--- Brief ---
Please transcribe the records precisely; pictures stay out of your copy.

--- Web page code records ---
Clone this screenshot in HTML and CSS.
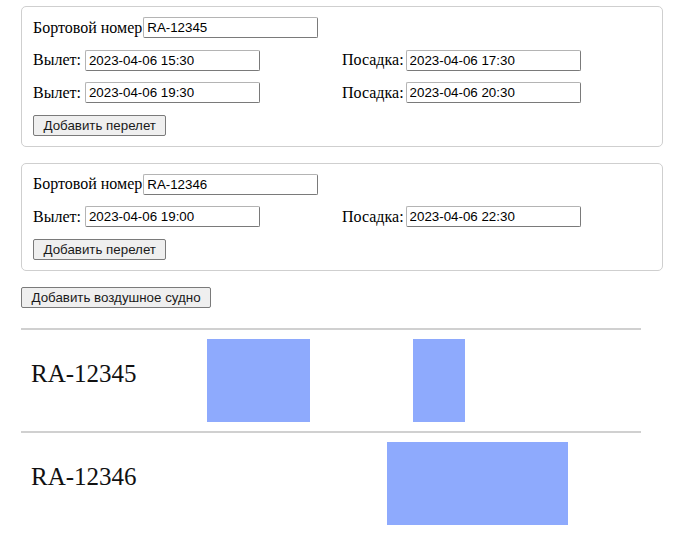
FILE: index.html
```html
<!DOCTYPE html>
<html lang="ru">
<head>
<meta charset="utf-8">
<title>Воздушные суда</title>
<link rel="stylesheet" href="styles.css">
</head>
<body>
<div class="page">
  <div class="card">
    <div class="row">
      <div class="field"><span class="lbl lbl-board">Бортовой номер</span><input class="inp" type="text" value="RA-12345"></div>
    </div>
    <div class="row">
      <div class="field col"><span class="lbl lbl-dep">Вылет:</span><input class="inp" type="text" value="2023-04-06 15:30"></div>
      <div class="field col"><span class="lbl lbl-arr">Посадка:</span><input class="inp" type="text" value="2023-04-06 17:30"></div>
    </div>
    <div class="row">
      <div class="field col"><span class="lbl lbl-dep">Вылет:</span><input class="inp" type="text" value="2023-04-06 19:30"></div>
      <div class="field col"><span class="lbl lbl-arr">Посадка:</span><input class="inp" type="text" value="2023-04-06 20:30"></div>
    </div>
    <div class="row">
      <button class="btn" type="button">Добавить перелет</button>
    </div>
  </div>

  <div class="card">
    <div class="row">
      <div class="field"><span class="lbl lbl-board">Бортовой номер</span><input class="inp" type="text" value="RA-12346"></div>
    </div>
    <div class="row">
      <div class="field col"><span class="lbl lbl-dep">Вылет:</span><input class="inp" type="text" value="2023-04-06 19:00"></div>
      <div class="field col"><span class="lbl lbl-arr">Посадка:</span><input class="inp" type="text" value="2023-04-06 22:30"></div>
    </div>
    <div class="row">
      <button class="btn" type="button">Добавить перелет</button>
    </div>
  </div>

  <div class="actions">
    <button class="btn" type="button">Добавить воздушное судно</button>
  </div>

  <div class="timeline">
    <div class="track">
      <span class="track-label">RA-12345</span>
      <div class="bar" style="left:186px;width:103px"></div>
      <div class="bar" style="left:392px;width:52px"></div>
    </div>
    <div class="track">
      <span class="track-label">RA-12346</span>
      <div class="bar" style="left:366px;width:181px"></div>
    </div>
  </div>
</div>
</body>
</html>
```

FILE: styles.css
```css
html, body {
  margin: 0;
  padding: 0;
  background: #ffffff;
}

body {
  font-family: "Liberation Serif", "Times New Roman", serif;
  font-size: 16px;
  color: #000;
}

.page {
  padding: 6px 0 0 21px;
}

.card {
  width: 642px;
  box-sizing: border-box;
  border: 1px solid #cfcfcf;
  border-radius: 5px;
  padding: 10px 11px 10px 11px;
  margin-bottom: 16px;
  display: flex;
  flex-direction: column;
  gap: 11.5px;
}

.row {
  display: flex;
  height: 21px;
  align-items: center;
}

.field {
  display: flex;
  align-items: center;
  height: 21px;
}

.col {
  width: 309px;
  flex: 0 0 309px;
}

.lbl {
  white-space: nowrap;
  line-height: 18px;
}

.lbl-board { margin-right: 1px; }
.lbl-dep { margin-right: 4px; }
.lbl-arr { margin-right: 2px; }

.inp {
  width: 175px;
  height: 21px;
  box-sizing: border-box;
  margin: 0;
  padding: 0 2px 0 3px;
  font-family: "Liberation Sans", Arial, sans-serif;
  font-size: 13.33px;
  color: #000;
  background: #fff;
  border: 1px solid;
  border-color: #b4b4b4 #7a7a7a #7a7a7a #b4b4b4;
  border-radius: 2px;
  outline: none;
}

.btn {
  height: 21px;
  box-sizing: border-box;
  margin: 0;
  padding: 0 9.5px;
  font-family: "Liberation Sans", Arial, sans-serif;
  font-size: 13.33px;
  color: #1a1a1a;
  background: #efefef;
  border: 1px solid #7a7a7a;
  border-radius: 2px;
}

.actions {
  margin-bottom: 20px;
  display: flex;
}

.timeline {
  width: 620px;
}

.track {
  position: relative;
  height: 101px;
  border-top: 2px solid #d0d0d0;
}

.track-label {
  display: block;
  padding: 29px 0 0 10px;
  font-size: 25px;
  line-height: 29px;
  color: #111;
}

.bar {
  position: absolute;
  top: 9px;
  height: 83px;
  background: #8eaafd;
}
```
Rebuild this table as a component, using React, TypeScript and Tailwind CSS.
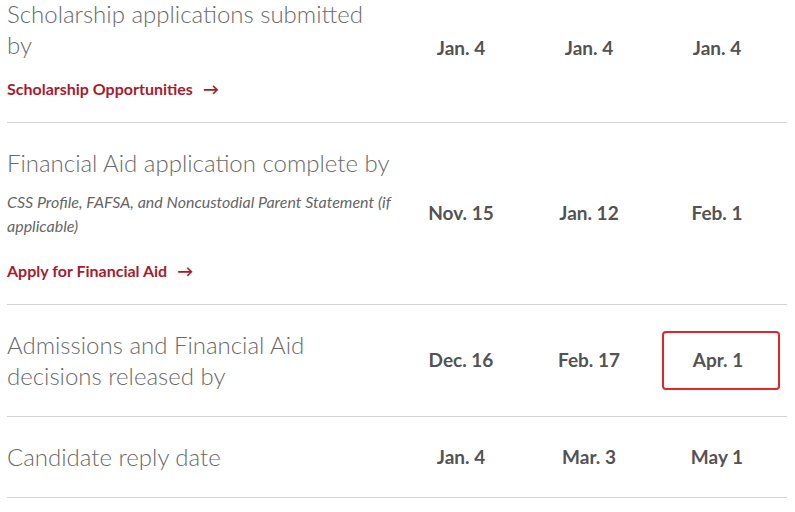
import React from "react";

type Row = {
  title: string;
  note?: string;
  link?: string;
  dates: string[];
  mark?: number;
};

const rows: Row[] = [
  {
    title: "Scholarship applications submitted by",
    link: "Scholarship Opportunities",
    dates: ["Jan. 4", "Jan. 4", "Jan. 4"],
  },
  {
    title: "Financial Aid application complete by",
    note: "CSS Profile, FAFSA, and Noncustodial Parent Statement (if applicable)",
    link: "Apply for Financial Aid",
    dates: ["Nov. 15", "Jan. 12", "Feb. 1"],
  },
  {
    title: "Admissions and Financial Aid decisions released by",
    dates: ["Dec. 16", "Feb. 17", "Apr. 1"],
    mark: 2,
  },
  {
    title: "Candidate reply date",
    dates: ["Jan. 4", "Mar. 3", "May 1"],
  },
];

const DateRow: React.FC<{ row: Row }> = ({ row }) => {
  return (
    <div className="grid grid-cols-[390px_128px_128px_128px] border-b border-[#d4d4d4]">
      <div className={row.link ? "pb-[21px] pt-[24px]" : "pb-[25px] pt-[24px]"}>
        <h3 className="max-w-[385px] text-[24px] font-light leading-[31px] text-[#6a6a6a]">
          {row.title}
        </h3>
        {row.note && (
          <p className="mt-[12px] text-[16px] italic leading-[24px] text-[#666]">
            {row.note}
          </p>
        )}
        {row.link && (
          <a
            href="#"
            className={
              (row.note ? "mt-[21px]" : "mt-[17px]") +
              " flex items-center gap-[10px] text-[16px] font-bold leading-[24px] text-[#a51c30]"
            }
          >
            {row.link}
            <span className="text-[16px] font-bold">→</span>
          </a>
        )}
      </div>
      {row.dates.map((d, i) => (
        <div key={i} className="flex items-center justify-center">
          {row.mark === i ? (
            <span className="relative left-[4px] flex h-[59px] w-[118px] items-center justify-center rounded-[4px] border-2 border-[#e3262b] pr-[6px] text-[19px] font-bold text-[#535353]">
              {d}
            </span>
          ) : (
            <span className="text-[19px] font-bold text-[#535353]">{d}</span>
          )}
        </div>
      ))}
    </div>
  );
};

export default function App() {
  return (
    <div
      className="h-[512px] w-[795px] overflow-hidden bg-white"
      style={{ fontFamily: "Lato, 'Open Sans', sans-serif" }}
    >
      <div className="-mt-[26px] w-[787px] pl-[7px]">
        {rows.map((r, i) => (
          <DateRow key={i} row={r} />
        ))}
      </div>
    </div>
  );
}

--- Exercise response ---
Clone this screenshot in HTML and CSS.
FILE: index.html
```html
<!DOCTYPE html>
<html lang="ru">
<head>
<meta charset="utf-8">
<title>Воздушные суда</title>
<link rel="stylesheet" href="styles.css">
</head>
<body>
<div class="page">
  <div class="card">
    <div class="row">
      <div class="field"><span class="lbl lbl-board">Бортовой номер</span><input class="inp" type="text" value="RA-12345"></div>
    </div>
    <div class="row">
      <div class="field col"><span class="lbl lbl-dep">Вылет:</span><input class="inp" type="text" value="2023-04-06 15:30"></div>
      <div class="field col"><span class="lbl lbl-arr">Посадка:</span><input class="inp" type="text" value="2023-04-06 17:30"></div>
    </div>
    <div class="row">
      <div class="field col"><span class="lbl lbl-dep">Вылет:</span><input class="inp" type="text" value="2023-04-06 19:30"></div>
      <div class="field col"><span class="lbl lbl-arr">Посадка:</span><input class="inp" type="text" value="2023-04-06 20:30"></div>
    </div>
    <div class="row">
      <button class="btn" type="button">Добавить перелет</button>
    </div>
  </div>

  <div class="card">
    <div class="row">
      <div class="field"><span class="lbl lbl-board">Бортовой номер</span><input class="inp" type="text" value="RA-12346"></div>
    </div>
    <div class="row">
      <div class="field col"><span class="lbl lbl-dep">Вылет:</span><input class="inp" type="text" value="2023-04-06 19:00"></div>
      <div class="field col"><span class="lbl lbl-arr">Посадка:</span><input class="inp" type="text" value="2023-04-06 22:30"></div>
    </div>
    <div class="row">
      <button class="btn" type="button">Добавить перелет</button>
    </div>
  </div>

  <div class="actions">
    <button class="btn" type="button">Добавить воздушное судно</button>
  </div>

  <div class="timeline">
    <div class="track">
      <span class="track-label">RA-12345</span>
      <div class="bar" style="left:186px;width:103px"></div>
      <div class="bar" style="left:392px;width:52px"></div>
    </div>
    <div class="track">
      <span class="track-label">RA-12346</span>
      <div class="bar" style="left:366px;width:181px"></div>
    </div>
  </div>
</div>
</body>
</html>
```

FILE: styles.css
```css
html, body {
  margin: 0;
  padding: 0;
  background: #ffffff;
}

body {
  font-family: "Liberation Serif", "Times New Roman", serif;
  font-size: 16px;
  color: #000;
}

.page {
  padding: 6px 0 0 21px;
}

.card {
  width: 642px;
  box-sizing: border-box;
  border: 1px solid #cfcfcf;
  border-radius: 5px;
  padding: 10px 11px 10px 11px;
  margin-bottom: 16px;
  display: flex;
  flex-direction: column;
  gap: 11.5px;
}

.row {
  display: flex;
  height: 21px;
  align-items: center;
}

.field {
  display: flex;
  align-items: center;
  height: 21px;
}

.col {
  width: 309px;
  flex: 0 0 309px;
}

.lbl {
  white-space: nowrap;
  line-height: 18px;
}

.lbl-board { margin-right: 1px; }
.lbl-dep { margin-right: 4px; }
.lbl-arr { margin-right: 2px; }

.inp {
  width: 175px;
  height: 21px;
  box-sizing: border-box;
  margin: 0;
  padding: 0 2px 0 3px;
  font-family: "Liberation Sans", Arial, sans-serif;
  font-size: 13.33px;
  color: #000;
  background: #fff;
  border: 1px solid;
  border-color: #b4b4b4 #7a7a7a #7a7a7a #b4b4b4;
  border-radius: 2px;
  outline: none;
}

.btn {
  height: 21px;
  box-sizing: border-box;
  margin: 0;
  padding: 0 9.5px;
  font-family: "Liberation Sans", Arial, sans-serif;
  font-size: 13.33px;
  color: #1a1a1a;
  background: #efefef;
  border: 1px solid #7a7a7a;
  border-radius: 2px;
}

.actions {
  margin-bottom: 20px;
  display: flex;
}

.timeline {
  width: 620px;
}

.track {
  position: relative;
  height: 101px;
  border-top: 2px solid #d0d0d0;
}

.track-label {
  display: block;
  padding: 29px 0 0 10px;
  font-size: 25px;
  line-height: 29px;
  color: #111;
}

.bar {
  position: absolute;
  top: 9px;
  height: 83px;
  background: #8eaafd;
}
```
Rebuild this table as a component, using React, TypeScript and Tailwind CSS.
import React from "react";

type Row = {
  title: string;
  note?: string;
  link?: string;
  dates: string[];
  mark?: number;
};

const rows: Row[] = [
  {
    title: "Scholarship applications submitted by",
    link: "Scholarship Opportunities",
    dates: ["Jan. 4", "Jan. 4", "Jan. 4"],
  },
  {
    title: "Financial Aid application complete by",
    note: "CSS Profile, FAFSA, and Noncustodial Parent Statement (if applicable)",
    link: "Apply for Financial Aid",
    dates: ["Nov. 15", "Jan. 12", "Feb. 1"],
  },
  {
    title: "Admissions and Financial Aid decisions released by",
    dates: ["Dec. 16", "Feb. 17", "Apr. 1"],
    mark: 2,
  },
  {
    title: "Candidate reply date",
    dates: ["Jan. 4", "Mar. 3", "May 1"],
  },
];

const DateRow: React.FC<{ row: Row }> = ({ row }) => {
  return (
    <div className="grid grid-cols-[390px_128px_128px_128px] border-b border-[#d4d4d4]">
      <div className={row.link ? "pb-[21px] pt-[24px]" : "pb-[25px] pt-[24px]"}>
        <h3 className="max-w-[385px] text-[24px] font-light leading-[31px] text-[#6a6a6a]">
          {row.title}
        </h3>
        {row.note && (
          <p className="mt-[12px] text-[16px] italic leading-[24px] text-[#666]">
            {row.note}
          </p>
        )}
        {row.link && (
          <a
            href="#"
            className={
              (row.note ? "mt-[21px]" : "mt-[17px]") +
              " flex items-center gap-[10px] text-[16px] font-bold leading-[24px] text-[#a51c30]"
            }
          >
            {row.link}
            <span className="text-[16px] font-bold">→</span>
          </a>
        )}
      </div>
      {row.dates.map((d, i) => (
        <div key={i} className="flex items-center justify-center">
          {row.mark === i ? (
            <span className="relative left-[4px] flex h-[59px] w-[118px] items-center justify-center rounded-[4px] border-2 border-[#e3262b] pr-[6px] text-[19px] font-bold text-[#535353]">
              {d}
            </span>
          ) : (
            <span className="text-[19px] font-bold text-[#535353]">{d}</span>
          )}
        </div>
      ))}
    </div>
  );
};

export default function App() {
  return (
    <div
      className="h-[512px] w-[795px] overflow-hidden bg-white"
      style={{ fontFamily: "Lato, 'Open Sans', sans-serif" }}
    >
      <div className="-mt-[26px] w-[787px] pl-[7px]">
        {rows.map((r, i) => (
          <DateRow key={i} row={r} />
        ))}
      </div>
    </div>
  );
}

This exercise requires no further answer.